Frequently Asked Questions

Q. Is there any cost involved to join the West Coast DI Association?
A.  The West Coast DI Association does not charge dues or have any signup fees.


Q. What is the criteria needed to become a member of the West Coast DI Association?
A.  A prospective member must be either a currently active duty DI on the field in good standing, or has successfully completed a tour of duty in MOS 0911/8511.


Q. Is it possible to be a member of both East Coast & West Coast Drill Instructor Associations?
A.  Yes, assuming you meet the required criteria.


Q. How do I insert information I have into the West Coast DI Association Bulletin Board?
A.  Send your information to Gregg Stoner, Secretary of the WCDIA. If approved, your information will be forwarded to the web master for insertion.


Q. Do you accept donations?
A. Yes.  Donations are always greatly appreciated and are tax deductible (check with your accountant).


Q. Does this site have a Guest Book I can sign?
A. Yes. The Guest Book is located on the bottom of the Home Page.


Q. Is there a DI Locator on this site?
A. Yes–it is located at the bottom of the home page and is combined with the Guest Book.

Did You Know That

Prior to the conception of the recruit depots and Drill Instructor Schools, noncommissioned officers at the various posts and stations trained newly joined Marine recruits in the “principles of military movements” and the use of the rifle. The quality of training was as varied as the number of bases and noncommissioned officers. In 1911, MajGen. William Biddle, 11th Commandant of the Marine Corps, determined that such training was inadequate and established the first centralized recruit depots at Norfolk, Va.; Philadelphia; Mare Island, Calif. and Puget Sound, Wash. By 1915, East Coast recruit training was centralized at MCRD Parris Island, S.C. In 1923, MCRD San Diego assumed the duties as the sole recruit depot for the West Coast. During World War II, the Drill Instructor Schools were first established at both depots, but shortages of drill instructors needed to train the influx of new recruits forced the schedule to cover only a couple of weeks. In 1947, academic instructors were added to supplement the staff at the schools and the training syllabus was expanded to ten weeks.

During the Korean War, recruit training was once again in high gear and Drill Instructor School was reduced to 3 1/2 weeks. Exceptionally qualified privates first class were admitted to the school until 1954 when enrollment was restricted to noncommissioned officers.

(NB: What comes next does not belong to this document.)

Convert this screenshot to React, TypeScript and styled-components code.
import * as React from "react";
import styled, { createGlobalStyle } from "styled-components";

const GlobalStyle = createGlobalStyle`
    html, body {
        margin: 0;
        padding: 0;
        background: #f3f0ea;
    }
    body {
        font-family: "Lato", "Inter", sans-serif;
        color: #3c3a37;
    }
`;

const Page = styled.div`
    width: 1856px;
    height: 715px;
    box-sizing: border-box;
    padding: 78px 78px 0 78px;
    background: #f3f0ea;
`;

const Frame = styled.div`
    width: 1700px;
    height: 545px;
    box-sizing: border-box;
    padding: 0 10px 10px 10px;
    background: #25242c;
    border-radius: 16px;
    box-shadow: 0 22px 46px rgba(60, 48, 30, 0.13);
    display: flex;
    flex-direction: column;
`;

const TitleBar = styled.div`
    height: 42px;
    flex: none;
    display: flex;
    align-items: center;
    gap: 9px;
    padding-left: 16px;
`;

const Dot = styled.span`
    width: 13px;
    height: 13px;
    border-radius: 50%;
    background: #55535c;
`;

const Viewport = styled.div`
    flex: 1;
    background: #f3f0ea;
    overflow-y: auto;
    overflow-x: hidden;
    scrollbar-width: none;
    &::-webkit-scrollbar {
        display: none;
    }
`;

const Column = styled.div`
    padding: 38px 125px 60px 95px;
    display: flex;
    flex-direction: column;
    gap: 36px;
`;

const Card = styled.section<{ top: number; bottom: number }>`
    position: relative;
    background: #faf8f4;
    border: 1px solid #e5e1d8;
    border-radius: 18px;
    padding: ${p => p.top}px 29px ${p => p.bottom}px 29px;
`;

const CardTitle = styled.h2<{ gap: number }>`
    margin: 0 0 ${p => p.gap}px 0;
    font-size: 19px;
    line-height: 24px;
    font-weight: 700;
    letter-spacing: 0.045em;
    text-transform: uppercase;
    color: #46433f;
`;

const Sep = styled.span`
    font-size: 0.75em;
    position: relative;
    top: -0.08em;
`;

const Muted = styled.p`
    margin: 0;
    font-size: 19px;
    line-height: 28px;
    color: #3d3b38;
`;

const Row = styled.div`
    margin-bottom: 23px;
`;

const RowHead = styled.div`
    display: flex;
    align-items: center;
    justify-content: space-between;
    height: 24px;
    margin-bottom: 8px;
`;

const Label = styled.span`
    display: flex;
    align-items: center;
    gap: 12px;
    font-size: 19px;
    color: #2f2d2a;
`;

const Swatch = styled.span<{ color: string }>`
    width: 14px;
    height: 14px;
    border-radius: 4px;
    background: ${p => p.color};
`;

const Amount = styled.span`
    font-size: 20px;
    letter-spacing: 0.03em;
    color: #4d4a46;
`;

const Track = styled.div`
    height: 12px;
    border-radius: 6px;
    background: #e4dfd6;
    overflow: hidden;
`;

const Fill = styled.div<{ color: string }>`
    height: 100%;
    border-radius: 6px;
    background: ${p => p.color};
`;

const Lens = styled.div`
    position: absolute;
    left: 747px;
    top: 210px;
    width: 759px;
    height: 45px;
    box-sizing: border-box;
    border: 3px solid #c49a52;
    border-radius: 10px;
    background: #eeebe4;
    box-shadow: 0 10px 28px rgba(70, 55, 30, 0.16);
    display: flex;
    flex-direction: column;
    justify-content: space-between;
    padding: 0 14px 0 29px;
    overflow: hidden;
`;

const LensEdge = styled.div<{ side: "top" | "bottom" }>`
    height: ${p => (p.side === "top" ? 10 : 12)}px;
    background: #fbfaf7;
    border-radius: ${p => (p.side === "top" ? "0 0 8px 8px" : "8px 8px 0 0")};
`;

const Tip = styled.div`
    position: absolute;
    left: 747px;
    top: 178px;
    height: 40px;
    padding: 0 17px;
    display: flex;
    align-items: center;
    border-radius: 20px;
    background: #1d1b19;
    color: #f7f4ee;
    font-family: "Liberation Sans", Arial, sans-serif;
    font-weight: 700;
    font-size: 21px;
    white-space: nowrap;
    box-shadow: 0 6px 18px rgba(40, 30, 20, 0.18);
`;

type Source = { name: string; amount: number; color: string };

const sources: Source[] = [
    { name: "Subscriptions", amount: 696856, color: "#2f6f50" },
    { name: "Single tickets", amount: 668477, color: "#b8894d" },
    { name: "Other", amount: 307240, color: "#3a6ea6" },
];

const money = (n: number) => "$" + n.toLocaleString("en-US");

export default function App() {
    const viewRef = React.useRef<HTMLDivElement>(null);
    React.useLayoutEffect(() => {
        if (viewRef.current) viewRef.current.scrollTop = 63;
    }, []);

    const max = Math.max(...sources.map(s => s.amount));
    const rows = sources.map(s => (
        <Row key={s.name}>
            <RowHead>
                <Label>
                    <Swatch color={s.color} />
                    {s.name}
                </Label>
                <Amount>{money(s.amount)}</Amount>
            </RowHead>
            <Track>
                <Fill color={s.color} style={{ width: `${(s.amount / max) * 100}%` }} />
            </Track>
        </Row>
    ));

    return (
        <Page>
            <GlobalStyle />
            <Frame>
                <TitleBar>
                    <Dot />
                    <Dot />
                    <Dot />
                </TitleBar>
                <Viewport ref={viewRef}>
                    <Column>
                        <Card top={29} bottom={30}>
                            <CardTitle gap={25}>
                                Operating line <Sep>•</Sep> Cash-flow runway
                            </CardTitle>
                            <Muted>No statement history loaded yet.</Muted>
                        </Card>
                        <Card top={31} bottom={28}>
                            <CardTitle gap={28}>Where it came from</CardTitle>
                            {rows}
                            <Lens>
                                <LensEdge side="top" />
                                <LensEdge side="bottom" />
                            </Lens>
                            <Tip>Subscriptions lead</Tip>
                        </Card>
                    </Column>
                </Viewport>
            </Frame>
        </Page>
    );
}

Today, Drill Instructor School strives to be the premier leadership school in the Marine Corps. It encompasses over 500 hours of academics, physical training and practical application over an 11-week course. Not only are students given a thorough review of all military skills, but they are acquainted with an intensive indoctrination in the conduct, regulations, and procedures governing recruit training. The students also undergo a comprehensive leadership package which includes time management, communication skills, and counseling. Squad instructors continuously evaluate and counsel their respective students to ensure maximum performance.

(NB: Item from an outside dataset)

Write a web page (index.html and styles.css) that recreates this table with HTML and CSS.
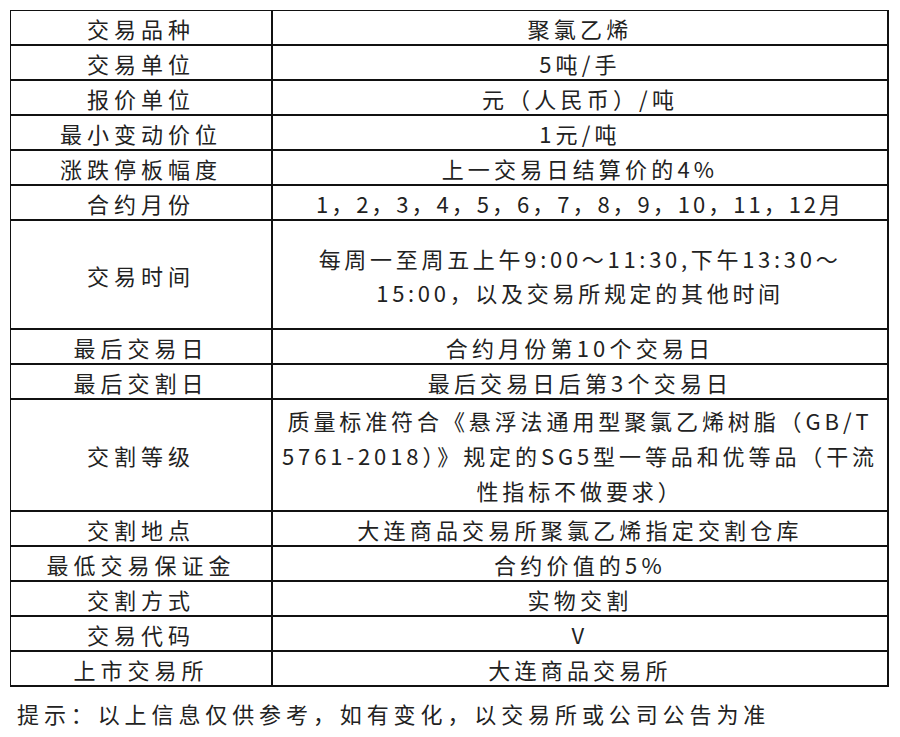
FILE: index.html
```html
<!DOCTYPE html>
<html lang="zh-CN">
<head>
<meta charset="utf-8">
<title>聚氯乙烯合约</title>
<link rel="stylesheet" href="styles.css">
</head>
<body>
<table class="spec">
  <tbody>
    <tr><td class="k">交易品种</td><td class="v">聚氯乙烯</td></tr>
    <tr><td class="k">交易单位</td><td class="v">5吨/手</td></tr>
    <tr><td class="k">报价单位</td><td class="v">元（人民币）/吨</td></tr>
    <tr><td class="k">最小变动价位</td><td class="v">1元/吨</td></tr>
    <tr><td class="k">涨跌停板幅度</td><td class="v">上一交易日结算价的4%</td></tr>
    <tr><td class="k">合约月份</td><td class="v nums">1，2，3，4，5，6，7，8，9，10，11，12月</td></tr>
    <tr class="tall2"><td class="k">交易时间</td><td class="v multi">每周一至周五上午9:00～11:30,下午13:30～<br>15:00，以及交易所规定的其他时间</td></tr>
    <tr><td class="k">最后交易日</td><td class="v">合约月份第10个交易日</td></tr>
    <tr><td class="k">最后交割日</td><td class="v">最后交易日后第3个交易日</td></tr>
    <tr class="tall3"><td class="k">交割等级</td><td class="v multi3">质量标准符合《悬浮法通用型聚氯乙烯树脂（GB/T<br>5761-2018）》规定的SG5型一等品和优等品（干流<br>性指标不做要求）</td></tr>
    <tr><td class="k">交割地点</td><td class="v">大连商品交易所聚氯乙烯指定交割仓库</td></tr>
    <tr><td class="k">最低交易保证金</td><td class="v">合约价值的5%</td></tr>
    <tr><td class="k">交割方式</td><td class="v">实物交割</td></tr>
    <tr><td class="k">交易代码</td><td class="v">V</td></tr>
    <tr><td class="k">上市交易所</td><td class="v">大连商品交易所</td></tr>
  </tbody>
</table>
<p class="note">提示：以上信息仅供参考，如有变化，以交易所或公司公告为准</p>
</body>
</html>
```

FILE: styles.css
```css
html, body {
  margin: 0;
  padding: 0;
  background: #ffffff;
}

body {
  font-family: "Noto Sans CJK SC", "Noto Sans", sans-serif;
  color: #222222;
  font-size: 22px;
}

.spec {
  border-collapse: collapse;
  margin: 10px 0 0 10px;
  width: 879px;
  table-layout: fixed;
}

.spec td {
  border: 2px solid #111111;
  padding: 0;
  height: 33px;
  text-align: center;
  vertical-align: middle;
  letter-spacing: 5px;
  line-height: 26px;
  white-space: nowrap;
}

.spec tr:first-child td {
  border-top-width: 1px;
}

.spec td.k {
  width: 260px;
  border-left-width: 1px;
}

.spec td.v {
  letter-spacing: 4.2px;
}

.spec td.nums {
  letter-spacing: 3px;
}

.spec tr.tall2 td {
  height: 107px;
}

.spec tr.tall3 td {
  height: 110px;
}

.spec td.multi {
  line-height: 34px;
  letter-spacing: 3.7px;
}

.spec td.multi3 {
  line-height: 35px;
  letter-spacing: 3.9px;
}

.note {
  margin: 13px 0 0 17px;
  letter-spacing: 4.9px;
  line-height: 26px;
}
```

USMC First To Issue Smokey Bear Hat

Formally known as the field hat, the campaign cover was commonly worn by Marines of the early 1900’s. First issued in the late 1800’s, it was made famous by Marines who fought in Nicaragua, Haiti, and China. Its official issue was discontinued prior to World War II, but Marine Corps shooting teams retained it for its functionality.

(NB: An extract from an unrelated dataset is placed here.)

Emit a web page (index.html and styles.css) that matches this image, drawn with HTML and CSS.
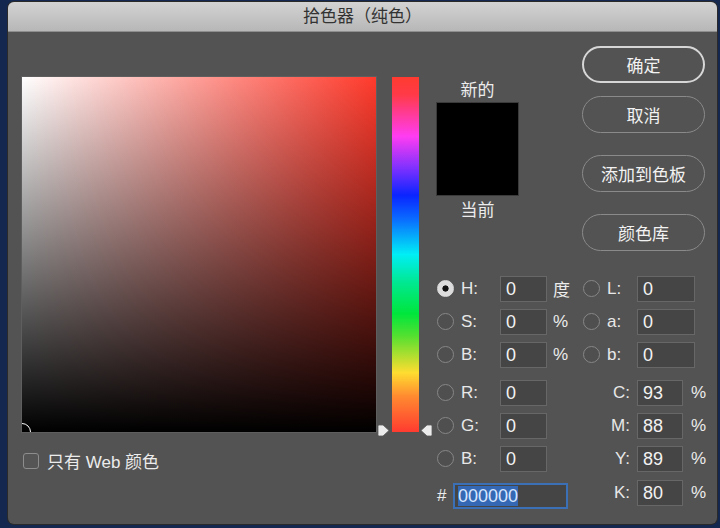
FILE: index.html
```html
<!DOCTYPE html>
<html lang="zh-CN">
<head>
<meta charset="utf-8">
<title>拾色器（纯色）</title>
<link rel="stylesheet" href="styles.css">
</head>
<body>
<div class="dialog">
  <div class="titlebar">拾色器（纯色）</div>
  <div class="content">
    <div class="col-field">
      <div class="field"><span class="marker"></span></div>
      <div class="webonly"><span class="checkbox"></span><span>只有 Web 颜色</span></div>
    </div>
    <div class="col-hue">
      <div class="hue">
        <svg class="tri tri-left" width="13" height="13" viewBox="0 0 13 13"><path d="M1 2.2 Q1 1 2.2 1 H6 L12 6.5 L6 12 H2.2 Q1 12 1 10.8 Z" fill="#ececec" stroke="#5c5c5c" stroke-width="0.8"/></svg>
        <svg class="tri tri-right" width="13" height="13" viewBox="0 0 13 13"><path d="M12 2.2 Q12 1 10.8 1 H7 L1 6.5 L7 12 H10.8 Q12 12 12 10.8 Z" fill="#ececec" stroke="#5c5c5c" stroke-width="0.8"/></svg>
      </div>
    </div>
    <div class="col-main">
      <div class="top">
        <div class="swatch-col">
          <div class="cap cap-new">新的</div>
          <div class="swatch"></div>
          <div class="cap cap-cur">当前</div>
        </div>
        <div class="buttons">
          <div class="btn primary">确定</div>
          <div class="btn">取消</div>
          <div class="btn gap-l">添加到色板</div>
          <div class="btn gap-l">颜色库</div>
        </div>
      </div>
      <div class="fields">
        <div class="sub sub-left">
          <div class="group">
            <div class="row"><span class="radio on"></span><span class="lbl">H:</span><span class="inp">0</span><span class="unit">度</span></div>
            <div class="row"><span class="radio"></span><span class="lbl">S:</span><span class="inp">0</span><span class="unit">%</span></div>
            <div class="row"><span class="radio"></span><span class="lbl">B:</span><span class="inp">0</span><span class="unit">%</span></div>
          </div>
          <div class="group group-2">
            <div class="row"><span class="radio"></span><span class="lbl">R:</span><span class="inp">0</span></div>
            <div class="row"><span class="radio"></span><span class="lbl">G:</span><span class="inp">0</span></div>
            <div class="row"><span class="radio"></span><span class="lbl">B:</span><span class="inp">0</span></div>
          </div>
          <div class="row hex-row"><span class="hash">#</span><span class="hex"><span class="sel">000000</span></span></div>
        </div>
        <div class="sub sub-right">
          <div class="group">
            <div class="row"><span class="radio"></span><span class="lbl lbl-lab">L:</span><span class="inp inp-lab">0</span></div>
            <div class="row"><span class="radio"></span><span class="lbl lbl-lab">a:</span><span class="inp inp-lab">0</span></div>
            <div class="row"><span class="radio"></span><span class="lbl lbl-lab">b:</span><span class="inp inp-lab">0</span></div>
          </div>
          <div class="group group-2">
            <div class="row"><span class="lbl lbl-cmyk">C:</span><span class="inp inp-cmyk">93</span><span class="unit unit-cmyk">%</span></div>
            <div class="row"><span class="lbl lbl-cmyk">M:</span><span class="inp inp-cmyk">88</span><span class="unit unit-cmyk">%</span></div>
            <div class="row"><span class="lbl lbl-cmyk">Y:</span><span class="inp inp-cmyk">89</span><span class="unit unit-cmyk">%</span></div>
            <div class="row row-k"><span class="lbl lbl-cmyk">K:</span><span class="inp inp-cmyk">80</span><span class="unit unit-cmyk">%</span></div>
          </div>
        </div>
      </div>
    </div>
  </div>
</div>
</body>
</html>
```
FILE: styles.css
```css
* { box-sizing: border-box; }
html, body { margin: 0; height: 100%; }
body {
  background: #14284f;
  padding: 2px 3px 4px 8px;
  font-family: "Liberation Sans", "Noto Sans CJK SC", sans-serif;
  font-size: 17px;
  color: #ececec;
  overflow: hidden;
}
.dialog {
  width: 709px;
  height: 522px;
  background: #535353;
  border-radius: 6px;
  overflow: hidden;
  display: flex;
  flex-direction: column;
  box-shadow: 0 0 0 1px #2a2a2a;
}
.titlebar {
  height: 30px;
  flex: none;
  background: linear-gradient(#d3d3d3, #b7b7b7);
  border-bottom: 1px solid #8e8e8e;
  color: #333;
  text-align: center;
  line-height: 30px;
  font-size: 17px;
}
.content {
  flex: 1;
  display: flex;
  align-items: flex-start;
  padding-left: 14px;
}
.col-field { width: 354px; margin-top: 45px; flex: none; }
.field {
  position: relative;
  width: 354px;
  height: 355px;
  overflow: hidden;
  background:
    linear-gradient(to top, #000, rgba(0,0,0,0)),
    linear-gradient(to right, #fff, #ff3a2c);
  box-shadow: 0 0 0 1px #5e5e5e;
}
.marker {
  position: absolute;
  left: -9px;
  bottom: -9px;
  width: 18px;
  height: 18px;
  border: 1.5px solid #fff;
  border-radius: 50%;
}
.webonly {
  display: flex;
  align-items: center;
  margin-top: 21px;
  height: 15px;
  white-space: nowrap;
}
.checkbox {
  width: 16px;
  height: 16px;
  margin-left: 1px;
  margin-right: 8px;
  border: 1px solid #8d8d8d;
  border-radius: 3px;
  background: #555;
}
.col-hue { width: 60px; padding-left: 16px; margin-top: 45px; flex: none; }
.hue {
  position: relative;
  width: 27px;
  height: 355px;
  background: linear-gradient(to bottom,
    #ff3b30 0%, #ff3a48 5%, #ff3cf2 16.7%, #7a30ff 26%, #0a24ff 33.3%, #0a6bff 40%,
    #00eef5 50%, #00e890 58%, #00e63c 66.7%, #55e030 73%, #ffdd30 83.3%, #ff8a30 90%, #ff3b30 100%);
}
.tri { position: absolute; top: 347px; }
.tri-left { left: -15px; }
.tri-right { left: 28px; }
.col-main { flex: 1; display: flex; flex-direction: column; }
.top { height: 240px; display: flex; }
.swatch-col { width: 83px; display: flex; flex-direction: column; align-items: center; }
.cap { line-height: 18px; height: 18px; }
.cap-new { margin-top: 50px; }
.swatch {
  width: 83px;
  height: 94px;
  margin-top: 2px;
  background: #000;
  border: 1px solid #3a3a3a;
}
.cap-cur { margin-top: 6px; }
.buttons { margin-left: 63px; width: 123px; display: flex; flex-direction: column; padding-top: 14px; }
.btn {
  height: 37px;
  border-radius: 19px;
  border: 1.5px solid #8a8a8a;
  display: flex;
  align-items: center;
  justify-content: center;
  color: #f2f2f2;
  margin-top: 13px;
}
.btn.primary { border: 2px solid #d6d6d6; margin-top: 0; }
.btn.gap-l { margin-top: 22px; }
.fields { display: flex; }
.sub-left { width: 134px; }
.sub-right { margin-left: 13px; }
.group-2 { margin-top: 5px; }
.row { height: 33px; display: flex; align-items: center; white-space: nowrap; }
.radio {
  width: 17px;
  height: 17px;
  margin-left: 1px;
  border-radius: 50%;
  border: 1px solid #878787;
  background: #4f4f4f;
  flex: none;
}
.radio.on {
  background: radial-gradient(circle, #111 0 2.8px, #dcdcdc 3.4px);
  border-color: #dcdcdc;
}
.lbl { margin-left: 7px; width: 39px; color: #e8e8e8; }
.inp {
  width: 47px;
  height: 26px;
  background: #454545;
  border: 1px solid #676767;
  padding-left: 5px;
  font-size: 18px;
  line-height: 24px;
  color: #f2f2f2;
}
.unit { margin-left: 6px; }
.sub-right .radio { margin-left: 0; }
.lbl-lab { width: 30px; }
.inp-lab { width: 58px; }
.lbl-cmyk { margin-left: 0; width: 47px; text-align: right; }
.inp-cmyk { margin-left: 7px; width: 46px; }
.unit-cmyk { margin-left: 8px; }
.row-k { margin-top: 1px; }
.hex-row { margin-top: 4px; height: 34px; }
.hash { width: 16px; margin-left: 1px; }
.hex {
  width: 115px;
  height: 26px;
  background: #454545;
  border: 2px solid #3c70b6;
  padding-left: 3px;
  display: flex;
  align-items: center;
  font-size: 18px;
}
.sel {
  background: #3468b4;
  color: #d6e6ff;
  line-height: 20px;
  height: 20px;
}
```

The 21st Commandant, General Pate, directed that the campaign cover be issued to drill instructors in 1956. Prior to this drill instructors wore the utility cover or garrison cap with the appropriate uniform of the day. Intended to serve as a symbol of their responsibility and authority, the new issue of campaign covers was the idea of MSgt. W. G. Ferrigno, Recruit Training Command, Field Sergeant Major at Parris Island. The initial order of 700 covers was procured from the J. B. Stetson Company. The crew of a Marine transport aircraft picked-up the hats at the factory on Friday, July 20, 1956 and flew them to Parris Island. By 0730 the following morning every drill instructor at the Depot had his new “Smokey.”

Only two hat cords are authorized for wear on the Marine Corps campaign hat. A gold cord for flag officers (generals), and scarlet and gold for officers– Both warrant and commissioned.